I beg Him to help me believe like Alex did—at least just a little.
***
I wake to find the covers peeled back and Andrea gone. From the kitchen, I hear cheery-voiced laughter and giggling. The nightmare’s forgotten, left in the flotsam of darkness, and now she’s back in the embrace of Laurel’s tender care. Good. For once I actually welcome it because Andie needs a mother in her life. Not that I
want
it to be Laurel, of course, but if she can get some nurturing from her aunt, then I think that’s a good thing. Especially after last night.
I wonder how often she dreams about the accident? I thought that ended a while ago, but from what she said in the middle of the night, I’ve gotten to wondering. Maybe Rebecca was right, maybe I shouldn’t spend so much time fighting Laurel. I think of the painting she left on the bed, our conversation in the guest room yesterday: maybe I can trust her, like she wants me to believe.
Wandering into the living room, I discover Andie and Laurel on the floor, pasting together a collage. When Andrea spies me, she leaps to her feet, hiding the work behind her back. “Don’t look!” she cries and I frown, confused until she explains with a grin, “It’s a surprise, Michael.”
“Oh, I see.” I touch the top of her auburn head, giving it a love pat. “A
surprise
.”
“It was Aunt Laurel’s idea.”
Laurel won’t meet my gaze, and I guess she’s uncomfortable about last night. Strange, but I’ve woken feeling different this morning, a little more ready to let her back in.
They go back to their collage, and I head to the kitchen to pour a cup of coffee. “You know,” I call to them across the bar, into the living room where they’re spread on the floor, “I was thinking about phoning into work. My boss said if I wanted, I could take today off since I’ve got… family here.”

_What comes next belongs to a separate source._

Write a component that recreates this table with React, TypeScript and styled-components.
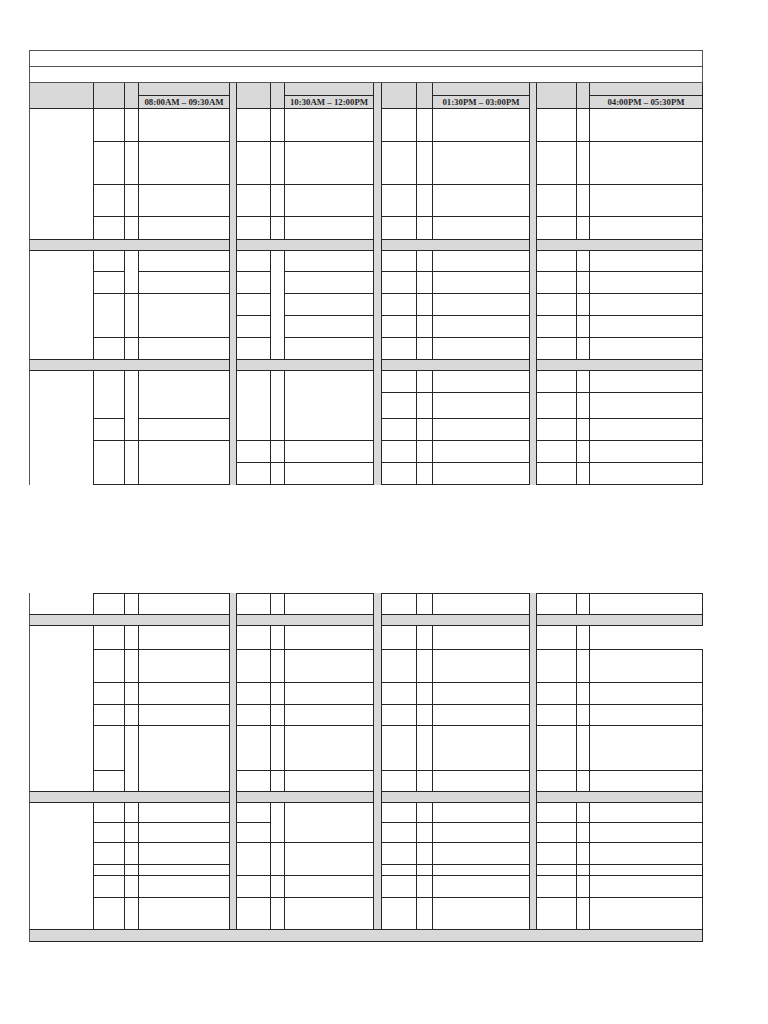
import React from "react";
import styled, { createGlobalStyle, css } from "styled-components";

const LINE = "#262626";
const OUTER = "#555555";
const FILL = "#d9d9d9";

const GlobalStyle = createGlobalStyle`
  html, body { margin: 0; padding: 0; background: #ffffff; }
  body { font-family: "Liberation Serif", "Times New Roman", serif; }
`;

const Page = styled.main`
  display: flex;
  flex-direction: column;
  gap: 108px;
  padding: 50px 0 60px 29px;
`;

const COLS =
  "65px 31px 14px 91px 7px 34px 14px 89px 8px 35px 16px 97px 7px 40px 13px 113px";

const Sheet = styled.section<{ $rows: string }>`
  display: grid;
  grid-template-columns: ${COLS};
  grid-template-rows: ${(p) => p.$rows};
  width: 674px;
`;

type EdgeProps = {
  $col: string;
  $row: string;
  $top?: boolean;
  $left?: boolean;
  $noRight?: boolean;
  $noBottom?: boolean;
};

const edges = css<EdgeProps>`
  grid-column: ${(p) => p.$col};
  grid-row: ${(p) => p.$row};
  box-sizing: border-box;
  border-right: ${(p) => (p.$noRight ? "0" : `1px solid ${LINE}`)};
  border-bottom: ${(p) => (p.$noBottom ? "0" : `1px solid ${LINE}`)};
  border-top: ${(p) => (p.$top ? `1px solid ${LINE}` : "0")};
  border-left: ${(p) => (p.$left ? `1px solid ${OUTER}` : "0")};
`;

const TitleBar = styled.div<EdgeProps>`
  ${edges};
  background: #ffffff;
  border-right-color: ${OUTER};
  border-bottom-color: ${OUTER};
  border-top-color: ${OUTER};
`;

const HeadCell = styled.div<EdgeProps>`
  ${edges};
  background: ${FILL};
`;

const TimeLabel = styled.div<EdgeProps>`
  ${edges};
  background: ${FILL};
  display: flex;
  align-items: center;
  justify-content: center;
  font-family: "Liberation Serif", "Times New Roman", serif;
  font-weight: 700;
  font-size: 8.8px;
  line-height: 12px;
  color: #262626;
  white-space: nowrap;
  overflow: hidden;
`;

const DayCell = styled.div<EdgeProps>`
  ${edges};
  background: #ffffff;
`;

const SlotCell = styled.div<EdgeProps>`
  ${edges};
  background: #ffffff;
`;

const Separator = styled.div<EdgeProps>`
  ${edges};
  background: ${FILL};
`;

const Band = styled.div<EdgeProps>`
  ${edges};
  background: ${FILL};
`;

const GROUP_START = [2, 6, 10, 14];
const GROUP_BANDS = ["1 / 5", "6 / 9", "10 / 13", "14 / 17"];
const SEPARATOR_COLS = [5, 9, 13];
const TIMES = [
  "08:00AM – 09:30AM",
  "10:30AM – 12:00PM",
  "01:30PM – 03:00PM",
  "04:00PM – 05:30PM",
];

type Split = number[];
type Block = {
  id: string;
  span: [number, number];
  groups: Split[][];
  dayOpenBottom?: boolean;
  topEdge?: boolean;
  openRightRow?: number;
};

const range = (a: number, b: number) =>
  Array.from({ length: b - a + 1 }, (_, i) => a + i);
const even = (a: number, b: number): Split[] => [range(a, b), range(a, b), range(a, b)];

const PAGE_ONE_ROWS =
  "17px 16px 13px 13px 33px 43px 32px 23px 11px 21px 22px 22px 22px 22px 11px 22px 26px 22px 22px 22px";
const PAGE_TWO_ROWS =
  "22px 11px 24px 33px 22px 21px 45px 21px 11px 20px 20px 22px 11px 22px 32px 12px";

const pageOneBlocks: Block[] = [
  { id: "b1", span: [5, 9], groups: [even(5, 9), even(5, 9), even(5, 9), even(5, 9)] },
  {
    id: "b2",
    span: [10, 15],
    groups: [
      [[10, 11, 12, 14, 15], [10, 12, 14, 15], [10, 11, 12, 14, 15]],
      [range(10, 15), [10, 15], range(10, 15)],
      even(10, 15),
      even(10, 15),
    ],
  },
  {
    id: "b3",
    span: [16, 21],
    dayOpenBottom: true,
    groups: [
      [[16, 18, 19, 21], [16, 19, 21], [16, 18, 19, 21]],
      [[16, 19, 20, 21], [16, 19, 20, 21], [16, 19, 20, 21]],
      even(16, 21),
      even(16, 21),
    ],
  },
];

const pageTwoBlocks: Block[] = [
  { id: "p0", span: [1, 2], topEdge: true, groups: [even(1, 2), even(1, 2), even(1, 2), even(1, 2)] },
  {
    id: "b4",
    span: [3, 9],
    openRightRow: 3,
    groups: [
      [range(3, 9), [3, 4, 5, 6, 7, 9], [3, 4, 5, 6, 7, 9]],
      even(3, 9),
      even(3, 9),
      even(3, 9),
    ],
  },
  {
    id: "b5",
    span: [10, 16],
    groups: [
      even(10, 16),
      [[10, 11, 12, 14, 15, 16], [10, 12, 14, 15, 16], [10, 12, 14, 15, 16]],
      even(10, 16),
      even(10, 16),
    ],
  },
];

function renderBlock(block: Block) {
  const cells: React.ReactNode[] = [];
  cells.push(
    <DayCell
      key={`${block.id}-day`}
      $col="1 / 2"
      $row={`${block.span[0]} / ${block.span[1]}`}
      $left
      $noBottom={block.dayOpenBottom}
    />
  );
  block.groups.forEach((subs, g) => {
    subs.forEach((split, s) => {
      const col = GROUP_START[g] + s;
      for (let i = 0; i < split.length - 1; i++) {
        const isOpen = g === 3 && s === 2 && block.openRightRow === split[i];
        cells.push(
          <SlotCell
            key={`${block.id}-${g}-${s}-${i}`}
            $col={`${col} / ${col + 1}`}
            $row={`${split[i]} / ${split[i + 1]}`}
            $top={block.topEdge}
            $noRight={isOpen}
          />
        );
      }
    });
  });
  return cells;
}

function renderBands(row: number, key: string) {
  return GROUP_BANDS.map((col, i) => (
    <Band key={`${key}-${i}`} $col={col} $row={`${row} / ${row + 1}`} $left={i === 0} />
  ));
}

function PageOne() {
  return (
    <Sheet $rows={PAGE_ONE_ROWS}>
      <TitleBar $col="1 / 17" $row="1 / 2" $top $left />
      <TitleBar $col="1 / 17" $row="2 / 3" $left />
      <HeadCell $col="1 / 2" $row="3 / 5" $left />
      {GROUP_START.map((start, g) => (
        <React.Fragment key={`head-${g}`}>
          <HeadCell $col={`${start} / ${start + 1}`} $row="3 / 5" />
          <HeadCell $col={`${start + 1} / ${start + 2}`} $row="3 / 5" />
          <HeadCell $col={`${start + 2} / ${start + 3}`} $row="3 / 4" />
          <TimeLabel $col={`${start + 2} / ${start + 3}`} $row="4 / 5">
            {TIMES[g]}
          </TimeLabel>
        </React.Fragment>
      ))}
      {SEPARATOR_COLS.map((c) => (
        <Separator key={`sep-${c}`} $col={`${c} / ${c + 1}`} $row="3 / 21" $noBottom />
      ))}
      {pageOneBlocks.map((b) => renderBlock(b))}
      {renderBands(9, "band9")}
      {renderBands(15, "band15")}
    </Sheet>
  );
}

function PageTwo() {
  return (
    <Sheet $rows={PAGE_TWO_ROWS}>
      {SEPARATOR_COLS.map((c) => (
        <Separator key={`sep2-${c}`} $col={`${c} / ${c + 1}`} $row="1 / 16" />
      ))}
      {pageTwoBlocks.map((b) => renderBlock(b))}
      {renderBands(2, "band2")}
      {renderBands(9, "band9b")}
      <Band $col="1 / 17" $row="16 / 17" $left />
    </Sheet>
  );
}

export default function App() {
  return (
    <>
      <GlobalStyle />
      <Page>
        <PageOne />
        <PageTwo />
      </Page>
    </>
  );
}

“Yea!” Andrea cries, and her glee at the prospect of me kicking around with them warms me on the inside.
Laurel smiles at me cautiously. “I’d love that, Michael,” she agrees. “I’d love to have you with us all day.”
“And who’s up for some waffles?” I ask.
This one really gets a reaction out of Andrea, because she loves to pour the batter into the iron. “Can I help?” she asks, already scrambling to her feet.
“We’ll make them together,” I say, and she beams with delight. I’m not sure we’ve made waffles like that since Allie died. Which leads me to believe that Laurel’s visit may actually be a good thing.